- SET PROBLEM:
Your task is to copy the listing exactly, with the pictures left out.
────────────────────────────────────────
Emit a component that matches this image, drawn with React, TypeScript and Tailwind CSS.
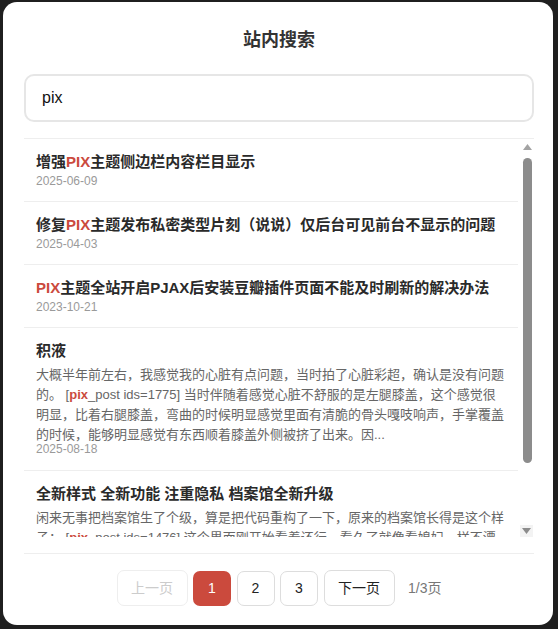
import React from 'react';

type Post = {
  title: React.ReactNode;
  excerpt?: React.ReactNode;
  date: string;
};

// keyword highlight
const Hl = ({ children }: { children: React.ReactNode }) => (
  <span className="text-[#cb4a3d] font-bold">{children}</span>
);

const posts: Post[] = [
  {
    title: (
      <>
        增强<Hl>PIX</Hl>主题侧边栏内容栏目显示
      </>
    ),
    date: '2025-06-09',
  },
  {
    title: (
      <>
        修复<Hl>PIX</Hl>主题发布私密类型片刻（说说）仅后台可见前台不显示的问题
      </>
    ),
    date: '2025-04-03',
  },
  {
    title: (
      <>
        <Hl>PIX</Hl>主题全站开启PJAX后安装豆瓣插件页面不能及时刷新的解决办法
      </>
    ),
    date: '2023-10-21',
  },
  {
    title: '积液',
    excerpt: (
      <>
        大概半年前左右，我感觉我的心脏有点问题，当时拍了心脏彩超，确认是没有问题的。 [<Hl>pix</Hl>_post ids=1775]
        当时伴随着感觉心脏不舒服的是左腿膝盖，这个感觉很明显，比着右腿膝盖，弯曲的时候明显感觉里面有清脆的骨头嘎吱响声，手掌覆盖的时候，能够明显感觉有东西顺着膝盖外侧被挤了出来。因...
      </>
    ),
    date: '2025-08-18',
  },
  {
    title: '全新样式 全新功能 注重隐私 档案馆全新升级',
    excerpt: (
      <>
        闲来无事把档案馆生了个级，算是把代码重构了一下，原来的档案馆长得是这个样子： [<Hl>pix</Hl>_post ids=1476]
        这个界面刚开始看着还行，看久了就像看媳妇一样不漂亮了，于是...
      </>
    ),
    date: '2024-11-02',
  },
];

const PostItem = ({ post }: { post: Post }) => (
  <div className={post.excerpt ? 'px-3 pt-3 pb-3 border-b border-[#eeeeee]' : 'px-3 pt-3 pb-[11px] border-b border-[#eeeeee]'}>
    <div className="text-[15px] leading-[22px] font-bold text-[#2a2a2a]">{post.title}</div>
    {post.excerpt && (
      <p className="mt-[3px] text-[13px] leading-[20px] text-[#666666]">{post.excerpt}</p>
    )}
    <div
      className={
        post.excerpt
          ? '-mt-[4px] text-[12px] leading-[17px] text-[#9a9a9a]'
          : 'text-[12px] leading-[17px] text-[#9a9a9a]'
      }
    >
      {post.date}
    </div>
  </div>
);

const ScrollBar = () => (
  <div className="w-4 flex flex-col items-center">
    <svg width="9" height="6" viewBox="0 0 9 6" className="mt-[5px] ml-[2px]">
      <path d="M4.5 0 L9 6 L0 6 Z" fill="#a3a3a3" />
    </svg>
    <div className="mt-[8px] ml-[3px] w-[9px] h-[305px] rounded-full bg-[#8c8c8c]" />
    <div className="flex-1" />
    <div className="w-[13px] h-[12px] ml-[1px] bg-[#f3f3f3] flex items-center justify-center">
      <svg width="9" height="6" viewBox="0 0 9 6">
        <path d="M0 0 L9 0 L4.5 6 Z" fill="#8c8c8c" />
      </svg>
    </div>
  </div>
);

export default function App() {
  return (
    <div
      className="min-h-screen bg-[#1f1f1f] pt-[2px] pl-[3px]"
      style={{ fontFamily: '"Liberation Sans", "Noto Sans CJK SC", sans-serif' }}
    >
      <div className="w-[550px] h-[623px] bg-white rounded-[14px] pl-[21px] pr-[19px] pt-6 flex flex-col">
        <h2 className="text-center text-[18px] leading-7 font-bold text-[#333333]">站内搜索</h2>

        <div className="mt-5 h-12 border-2 border-[#e6e6e6] rounded-[10px] flex items-center pl-4 text-[16px] text-[#111111]">
          pix
        </div>

        <div className="mt-4 h-[399px] border-t border-[#eeeeee] flex">
          <div className="flex-1 overflow-hidden">
            {posts.map((p, i) => (
              <PostItem key={i} post={p} />
            ))}
          </div>
          <ScrollBar />
        </div>

        <div className="mt-4 border-t border-[#eeeeee] pt-4 flex items-center justify-center gap-[5.5px] text-[14px]">
          <button className="h-9 px-[13.5px] border border-[#eeeeee] rounded-[7px] text-[#cccccc]">
            上一页
          </button>
          <button className="w-[38px] h-[35px] rounded-[7px] bg-[#cb4a3d] text-white">1</button>
          <button className="w-[38px] h-[35px] border border-[#dddddd] rounded-[7px] text-[#222222]">2</button>
          <button className="w-[38px] h-[35px] border border-[#dddddd] rounded-[7px] text-[#222222]">3</button>
          <button className="h-9 px-[13.5px] border border-[#dddddd] rounded-[7px] text-[#222222]">
            下一页
          </button>
          <span className="ml-[8px] text-[#777777]">1/3页</span>
        </div>
      </div>
    </div>
  );
}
────────────────────────────────────────
- COMPLETE OUTPUT:
Emit a component that matches this image, drawn with React, TypeScript and Tailwind CSS.
import React from 'react';

type Post = {
  title: React.ReactNode;
  excerpt?: React.ReactNode;
  date: string;
};

// keyword highlight
const Hl = ({ children }: { children: React.ReactNode }) => (
  <span className="text-[#cb4a3d] font-bold">{children}</span>
);

const posts: Post[] = [
  {
    title: (
      <>
        增强<Hl>PIX</Hl>主题侧边栏内容栏目显示
      </>
    ),
    date: '2025-06-09',
  },
  {
    title: (
      <>
        修复<Hl>PIX</Hl>主题发布私密类型片刻（说说）仅后台可见前台不显示的问题
      </>
    ),
    date: '2025-04-03',
  },
  {
    title: (
      <>
        <Hl>PIX</Hl>主题全站开启PJAX后安装豆瓣插件页面不能及时刷新的解决办法
      </>
    ),
    date: '2023-10-21',
  },
  {
    title: '积液',
    excerpt: (
      <>
        大概半年前左右，我感觉我的心脏有点问题，当时拍了心脏彩超，确认是没有问题的。 [<Hl>pix</Hl>_post ids=1775]
        当时伴随着感觉心脏不舒服的是左腿膝盖，这个感觉很明显，比着右腿膝盖，弯曲的时候明显感觉里面有清脆的骨头嘎吱响声，手掌覆盖的时候，能够明显感觉有东西顺着膝盖外侧被挤了出来。因...
      </>
    ),
    date: '2025-08-18',
  },
  {
    title: '全新样式 全新功能 注重隐私 档案馆全新升级',
    excerpt: (
      <>
        闲来无事把档案馆生了个级，算是把代码重构了一下，原来的档案馆长得是这个样子： [<Hl>pix</Hl>_post ids=1476]
        这个界面刚开始看着还行，看久了就像看媳妇一样不漂亮了，于是...
      </>
    ),
    date: '2024-11-02',
  },
];

const PostItem = ({ post }: { post: Post }) => (
  <div className={post.excerpt ? 'px-3 pt-3 pb-3 border-b border-[#eeeeee]' : 'px-3 pt-3 pb-[11px] border-b border-[#eeeeee]'}>
    <div className="text-[15px] leading-[22px] font-bold text-[#2a2a2a]">{post.title}</div>
    {post.excerpt && (
      <p className="mt-[3px] text-[13px] leading-[20px] text-[#666666]">{post.excerpt}</p>
    )}
    <div
      className={
        post.excerpt
          ? '-mt-[4px] text-[12px] leading-[17px] text-[#9a9a9a]'
          : 'text-[12px] leading-[17px] text-[#9a9a9a]'
      }
    >
      {post.date}
    </div>
  </div>
);

const ScrollBar = () => (
  <div className="w-4 flex flex-col items-center">
    <svg width="9" height="6" viewBox="0 0 9 6" className="mt-[5px] ml-[2px]">
      <path d="M4.5 0 L9 6 L0 6 Z" fill="#a3a3a3" />
    </svg>
    <div className="mt-[8px] ml-[3px] w-[9px] h-[305px] rounded-full bg-[#8c8c8c]" />
    <div className="flex-1" />
    <div className="w-[13px] h-[12px] ml-[1px] bg-[#f3f3f3] flex items-center justify-center">
      <svg width="9" height="6" viewBox="0 0 9 6">
        <path d="M0 0 L9 0 L4.5 6 Z" fill="#8c8c8c" />
      </svg>
    </div>
  </div>
);

export default function App() {
  return (
    <div
      className="min-h-screen bg-[#1f1f1f] pt-[2px] pl-[3px]"
      style={{ fontFamily: '"Liberation Sans", "Noto Sans CJK SC", sans-serif' }}
    >
      <div className="w-[550px] h-[623px] bg-white rounded-[14px] pl-[21px] pr-[19px] pt-6 flex flex-col">
        <h2 className="text-center text-[18px] leading-7 font-bold text-[#333333]">站内搜索</h2>

        <div className="mt-5 h-12 border-2 border-[#e6e6e6] rounded-[10px] flex items-center pl-4 text-[16px] text-[#111111]">
          pix
        </div>

        <div className="mt-4 h-[399px] border-t border-[#eeeeee] flex">
          <div className="flex-1 overflow-hidden">
            {posts.map((p, i) => (
              <PostItem key={i} post={p} />
            ))}
          </div>
          <ScrollBar />
        </div>

        <div className="mt-4 border-t border-[#eeeeee] pt-4 flex items-center justify-center gap-[5.5px] text-[14px]">
          <button className="h-9 px-[13.5px] border border-[#eeeeee] rounded-[7px] text-[#cccccc]">
            上一页
          </button>
          <button className="w-[38px] h-[35px] rounded-[7px] bg-[#cb4a3d] text-white">1</button>
          <button className="w-[38px] h-[35px] border border-[#dddddd] rounded-[7px] text-[#222222]">2</button>
          <button className="w-[38px] h-[35px] border border-[#dddddd] rounded-[7px] text-[#222222]">3</button>
          <button className="h-9 px-[13.5px] border border-[#dddddd] rounded-[7px] text-[#222222]">
            下一页
          </button>
          <span className="ml-[8px] text-[#777777]">1/3页</span>
        </div>
      </div>
    </div>
  );
}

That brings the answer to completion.